### What is asked
Collect each line containing "this".

### Dataset
....
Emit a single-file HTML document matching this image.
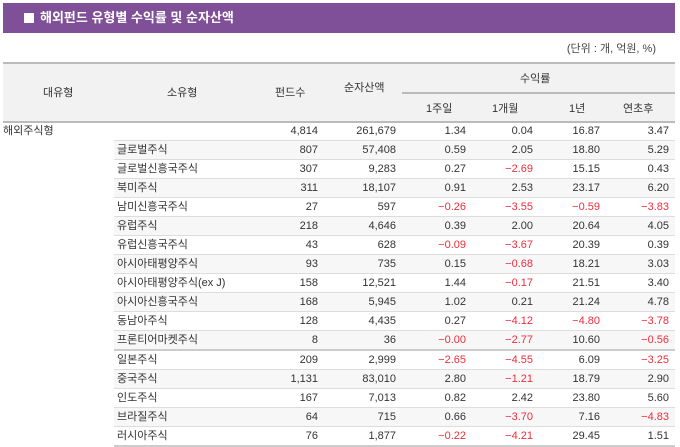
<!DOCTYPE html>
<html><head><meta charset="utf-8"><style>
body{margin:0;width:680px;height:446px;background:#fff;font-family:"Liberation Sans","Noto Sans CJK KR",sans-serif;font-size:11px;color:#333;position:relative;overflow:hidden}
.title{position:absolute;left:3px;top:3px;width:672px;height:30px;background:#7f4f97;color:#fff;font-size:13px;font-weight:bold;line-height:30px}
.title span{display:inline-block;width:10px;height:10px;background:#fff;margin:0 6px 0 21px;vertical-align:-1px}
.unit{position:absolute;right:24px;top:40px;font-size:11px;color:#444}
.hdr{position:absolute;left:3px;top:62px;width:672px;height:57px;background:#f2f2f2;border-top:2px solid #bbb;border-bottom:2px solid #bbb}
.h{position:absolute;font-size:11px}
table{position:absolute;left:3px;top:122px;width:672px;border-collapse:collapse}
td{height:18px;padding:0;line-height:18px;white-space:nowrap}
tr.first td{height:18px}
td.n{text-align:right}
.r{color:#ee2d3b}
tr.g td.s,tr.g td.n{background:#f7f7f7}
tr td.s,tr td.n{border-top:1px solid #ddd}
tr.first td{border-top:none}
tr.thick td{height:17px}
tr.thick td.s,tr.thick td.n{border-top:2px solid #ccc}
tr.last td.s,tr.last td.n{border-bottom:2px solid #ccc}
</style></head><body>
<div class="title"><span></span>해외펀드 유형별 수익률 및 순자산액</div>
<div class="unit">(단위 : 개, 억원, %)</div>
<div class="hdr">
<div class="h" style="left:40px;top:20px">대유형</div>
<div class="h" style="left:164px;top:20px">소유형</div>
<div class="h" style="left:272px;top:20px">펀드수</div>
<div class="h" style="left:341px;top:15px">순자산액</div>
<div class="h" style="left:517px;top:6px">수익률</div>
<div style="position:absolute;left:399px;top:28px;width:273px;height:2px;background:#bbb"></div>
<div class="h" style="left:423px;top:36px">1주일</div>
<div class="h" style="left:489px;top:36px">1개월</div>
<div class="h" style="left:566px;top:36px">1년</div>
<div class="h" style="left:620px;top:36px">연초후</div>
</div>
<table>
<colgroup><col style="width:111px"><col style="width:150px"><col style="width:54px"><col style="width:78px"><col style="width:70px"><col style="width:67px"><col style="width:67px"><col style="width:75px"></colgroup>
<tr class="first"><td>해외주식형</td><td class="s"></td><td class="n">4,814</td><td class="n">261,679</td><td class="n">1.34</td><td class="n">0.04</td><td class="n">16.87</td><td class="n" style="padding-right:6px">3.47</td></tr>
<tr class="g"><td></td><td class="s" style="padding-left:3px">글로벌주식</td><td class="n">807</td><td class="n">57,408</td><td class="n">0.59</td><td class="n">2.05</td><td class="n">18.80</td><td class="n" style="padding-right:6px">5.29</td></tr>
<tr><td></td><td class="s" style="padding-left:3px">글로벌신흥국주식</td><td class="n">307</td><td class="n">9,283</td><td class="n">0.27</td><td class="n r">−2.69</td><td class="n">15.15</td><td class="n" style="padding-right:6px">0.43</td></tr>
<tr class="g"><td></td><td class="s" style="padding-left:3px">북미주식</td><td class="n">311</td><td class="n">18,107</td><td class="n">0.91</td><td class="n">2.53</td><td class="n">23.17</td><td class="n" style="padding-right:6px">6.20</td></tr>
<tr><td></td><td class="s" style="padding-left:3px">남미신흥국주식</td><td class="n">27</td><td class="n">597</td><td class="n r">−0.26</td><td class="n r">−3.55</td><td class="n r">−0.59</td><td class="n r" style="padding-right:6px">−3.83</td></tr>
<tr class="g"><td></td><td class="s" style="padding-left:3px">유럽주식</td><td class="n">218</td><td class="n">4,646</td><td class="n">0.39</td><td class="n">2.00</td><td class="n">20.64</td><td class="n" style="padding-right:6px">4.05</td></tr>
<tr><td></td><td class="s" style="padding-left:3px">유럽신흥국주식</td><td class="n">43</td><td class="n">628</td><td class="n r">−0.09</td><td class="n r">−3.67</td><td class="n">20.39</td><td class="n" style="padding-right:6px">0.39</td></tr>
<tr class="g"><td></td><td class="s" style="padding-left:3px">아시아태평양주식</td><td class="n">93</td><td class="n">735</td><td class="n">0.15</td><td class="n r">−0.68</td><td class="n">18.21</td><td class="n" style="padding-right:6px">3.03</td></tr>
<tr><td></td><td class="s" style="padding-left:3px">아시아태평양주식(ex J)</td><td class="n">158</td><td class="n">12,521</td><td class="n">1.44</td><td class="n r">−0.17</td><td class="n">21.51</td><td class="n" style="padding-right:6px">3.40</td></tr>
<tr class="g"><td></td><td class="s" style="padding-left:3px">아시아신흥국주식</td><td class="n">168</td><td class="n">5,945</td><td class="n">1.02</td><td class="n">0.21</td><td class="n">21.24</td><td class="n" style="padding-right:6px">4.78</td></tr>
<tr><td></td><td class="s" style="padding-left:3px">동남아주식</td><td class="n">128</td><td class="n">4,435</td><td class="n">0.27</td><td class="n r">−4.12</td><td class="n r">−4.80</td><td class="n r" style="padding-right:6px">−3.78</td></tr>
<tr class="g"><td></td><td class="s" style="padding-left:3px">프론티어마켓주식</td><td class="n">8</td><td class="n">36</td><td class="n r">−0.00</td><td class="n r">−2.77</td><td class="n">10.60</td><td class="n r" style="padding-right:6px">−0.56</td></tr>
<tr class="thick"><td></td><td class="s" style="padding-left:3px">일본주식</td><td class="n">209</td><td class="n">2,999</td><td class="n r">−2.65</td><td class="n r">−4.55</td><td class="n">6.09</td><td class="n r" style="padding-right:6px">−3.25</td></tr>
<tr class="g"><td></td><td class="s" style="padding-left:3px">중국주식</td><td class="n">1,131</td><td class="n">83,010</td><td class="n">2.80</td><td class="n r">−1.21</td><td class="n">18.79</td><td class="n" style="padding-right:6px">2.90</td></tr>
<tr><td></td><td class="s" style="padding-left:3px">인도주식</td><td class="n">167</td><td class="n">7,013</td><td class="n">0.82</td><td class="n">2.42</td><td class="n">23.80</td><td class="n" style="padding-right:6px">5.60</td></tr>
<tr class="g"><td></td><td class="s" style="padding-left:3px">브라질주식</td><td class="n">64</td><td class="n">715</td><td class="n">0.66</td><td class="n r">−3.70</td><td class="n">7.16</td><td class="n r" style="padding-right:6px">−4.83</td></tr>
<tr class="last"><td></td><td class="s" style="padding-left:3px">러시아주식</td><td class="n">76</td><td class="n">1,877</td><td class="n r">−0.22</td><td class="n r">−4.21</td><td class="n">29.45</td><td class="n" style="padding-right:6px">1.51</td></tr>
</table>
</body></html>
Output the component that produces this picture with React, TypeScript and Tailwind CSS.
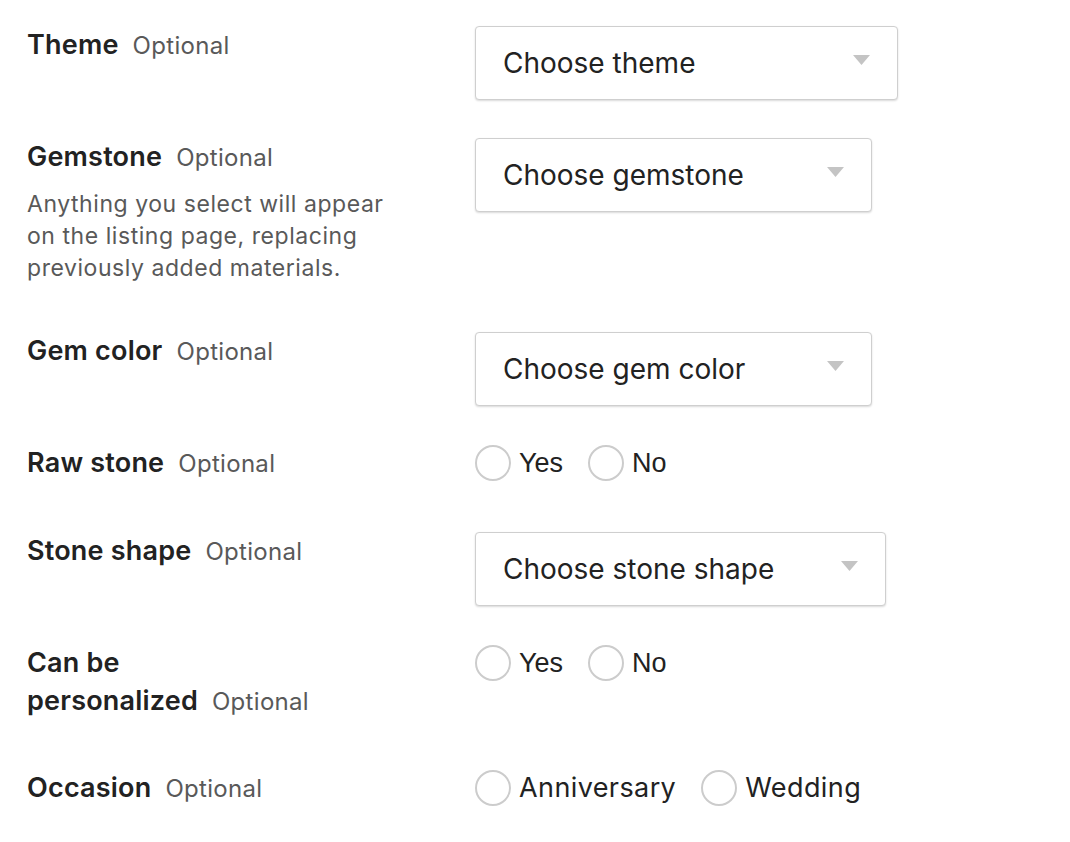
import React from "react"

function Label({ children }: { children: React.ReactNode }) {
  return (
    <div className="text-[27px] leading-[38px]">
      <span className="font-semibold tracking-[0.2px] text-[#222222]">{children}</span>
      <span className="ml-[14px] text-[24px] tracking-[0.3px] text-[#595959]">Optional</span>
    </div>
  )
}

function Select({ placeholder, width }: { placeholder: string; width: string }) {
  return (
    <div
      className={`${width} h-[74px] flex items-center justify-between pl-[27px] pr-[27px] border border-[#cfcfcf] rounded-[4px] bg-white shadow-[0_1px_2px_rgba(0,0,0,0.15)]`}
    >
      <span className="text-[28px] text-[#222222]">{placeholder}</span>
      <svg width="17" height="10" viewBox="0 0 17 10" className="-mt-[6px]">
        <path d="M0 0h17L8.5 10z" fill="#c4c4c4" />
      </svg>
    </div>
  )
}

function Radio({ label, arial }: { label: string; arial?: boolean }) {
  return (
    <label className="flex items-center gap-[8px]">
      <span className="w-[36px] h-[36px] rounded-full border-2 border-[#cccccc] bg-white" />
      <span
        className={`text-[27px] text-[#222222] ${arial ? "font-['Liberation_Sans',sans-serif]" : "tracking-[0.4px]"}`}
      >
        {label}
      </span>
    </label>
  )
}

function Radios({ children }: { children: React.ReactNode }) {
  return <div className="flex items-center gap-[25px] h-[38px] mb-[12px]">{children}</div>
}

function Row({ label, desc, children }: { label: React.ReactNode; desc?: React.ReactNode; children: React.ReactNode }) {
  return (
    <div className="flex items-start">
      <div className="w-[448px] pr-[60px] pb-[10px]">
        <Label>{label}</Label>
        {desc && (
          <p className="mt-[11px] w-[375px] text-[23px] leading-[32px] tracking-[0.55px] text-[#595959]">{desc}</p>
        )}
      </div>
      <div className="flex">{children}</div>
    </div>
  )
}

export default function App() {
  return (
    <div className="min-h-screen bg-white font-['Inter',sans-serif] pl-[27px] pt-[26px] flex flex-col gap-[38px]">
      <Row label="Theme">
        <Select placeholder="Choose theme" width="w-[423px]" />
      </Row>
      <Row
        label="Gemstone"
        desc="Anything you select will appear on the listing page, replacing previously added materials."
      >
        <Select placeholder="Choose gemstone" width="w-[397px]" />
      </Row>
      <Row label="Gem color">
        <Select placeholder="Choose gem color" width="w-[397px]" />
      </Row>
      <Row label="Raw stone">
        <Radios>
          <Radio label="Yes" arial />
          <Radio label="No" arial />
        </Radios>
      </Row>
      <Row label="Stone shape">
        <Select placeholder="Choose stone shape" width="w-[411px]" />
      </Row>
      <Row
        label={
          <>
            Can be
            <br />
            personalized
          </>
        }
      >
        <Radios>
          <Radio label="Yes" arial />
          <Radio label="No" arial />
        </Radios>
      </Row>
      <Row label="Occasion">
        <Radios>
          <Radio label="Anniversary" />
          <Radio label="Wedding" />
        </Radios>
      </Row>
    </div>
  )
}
....
### The output
Emit a single-file HTML document matching this image.
Output the component that produces this picture with React, TypeScript and Tailwind CSS.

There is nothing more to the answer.